Devi eski çete arkadaşlarının yardımı ile buradan kaçmayı başardı. Artık aklında sadece intikam ve öfke vardı. Bir müddet sonra çetenin reisi oldu. 1981 yılında Behmai köyüne geri döndü. Omuzunda silahıyla köy halkına seslenerek Vikram’ı öldürüp kendisini yakalayan iki haydudu ve tecavüzcüleri vermelerini, yoksa hepsini öldüreceğini söyledi. Onları bulamayınca dere boyuna götürüp, dizleri üzerine çöktürdüğü üst kasttan yirmi iki kişiyi öldürdü. (Devi bu eyleme fiilen katıldığını asla kabul etmemiştir.)
Phoolan Devi’nin başına ödüller konuldu, artık her yerde aranıyordu. Ancak alt kasttan köylüler onu seviyor ve koruyorlardı. İçgüdüsel bir adalet duygusuyla zenginlerden çaldığını yoksullara dağıttığı için bölgedeki perişan halkın kahramanı ve umudu olmuştu. Dört yıl dağlarda, çetesi ile birlikte kanun kaçağı olarak yaşadı.
O tarihte iktidarda olan İndira Gandhi hükümeti barışçıl bir çözüm için Devi’yi bir yıl süren, gizli görüşme ve pazarlıklar sonucu teslim olmaya ikna etti. Devi’nin teslim şartlarına göre; kendisi de adamları da asılmayacak, kimseye kelepçe takılmayacak, adamları sekiz yıldan fazla tutuklu kalmayacak, erkek kardeşine bir iş verilecek, gasp edilen toprakları, keçi ve ineğiyle birlikte babasına iade edilecekti.
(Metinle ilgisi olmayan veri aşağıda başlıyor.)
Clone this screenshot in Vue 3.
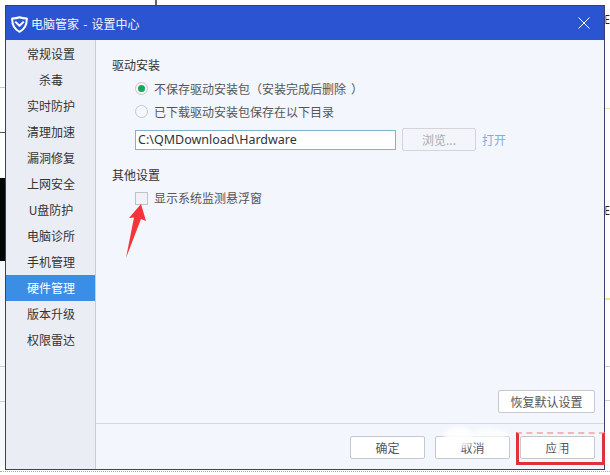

Hindistan’ın dillere destan Haydutlar Kraliçesi, 12 Şubat 1983’te on iki adamıyla güvenlik görevlilerine teslim olacağını açıkladı. O zamana kadar poliste bir fotoğrafı bile olmayan Devi’nin nasıl biri olduğu müthiş bir merak konusuydu. Onu görmek için toplanan sekiz bin kişi, kırmızı bir şala bürünmüş olan ufak tefek, çıkık elmacık kemikli ve çekik gözlü genç kadını büyük bir coşkuyla karşıladı. Phoolan, çok değer verdiği Mahatma Gandhi’nin ve Hindu inancında kudret ve cesaret tanrıçası sayılan Durga’nın portreleri önünde tüfeğini, ucu kıvrık hançerini ve fişekliğini yetkililere teslim etti.
Devi otuzun üzerinde suç isnadıyla tutuklanmıştı, ancak hiç mahkeme önüne çıkarılmadı ve on bir yıl hapiste yattı. Diğer çete üyeleri sekiz yılda serbest kalmışlardı. Sonunda 1994 yılında hakkındaki suçlamalar düşürüldü ve affedilerek cezaevinden çıktı. Affından iki yıl sonra aşağı kast ve azınlıklardan destek gören Samajwadi Partisi’ne katıldı. 1996 yılında Parlamentoya seçildi.
2000 Haziranı’nda ABD’de, BM’nin kadınlar için düzenlenen özel oturumuna katıldı. “Burada kadınlarla ilgili tartışmalara katılmaktan ve görüş alışverişinde bulunmaktan memnunum” diyordu. “Ama sadece lafla olmaz, eylem yapmak lazım.” Phoolan Devi kurşunlanarak öldürüldüğünde sadece 38 yaşındaydı. Devi’nin öldürülmesi halkta büyük tepki yarattı; öfkeli kalabalık, milletvekillerini koruyamadığı için parti yetkililerini kınadı, resmi araçlara saldırdı. Sokakları dolduran binlerce insan kendilerinden biri olan kraliçeleri için gözyaşı döktü.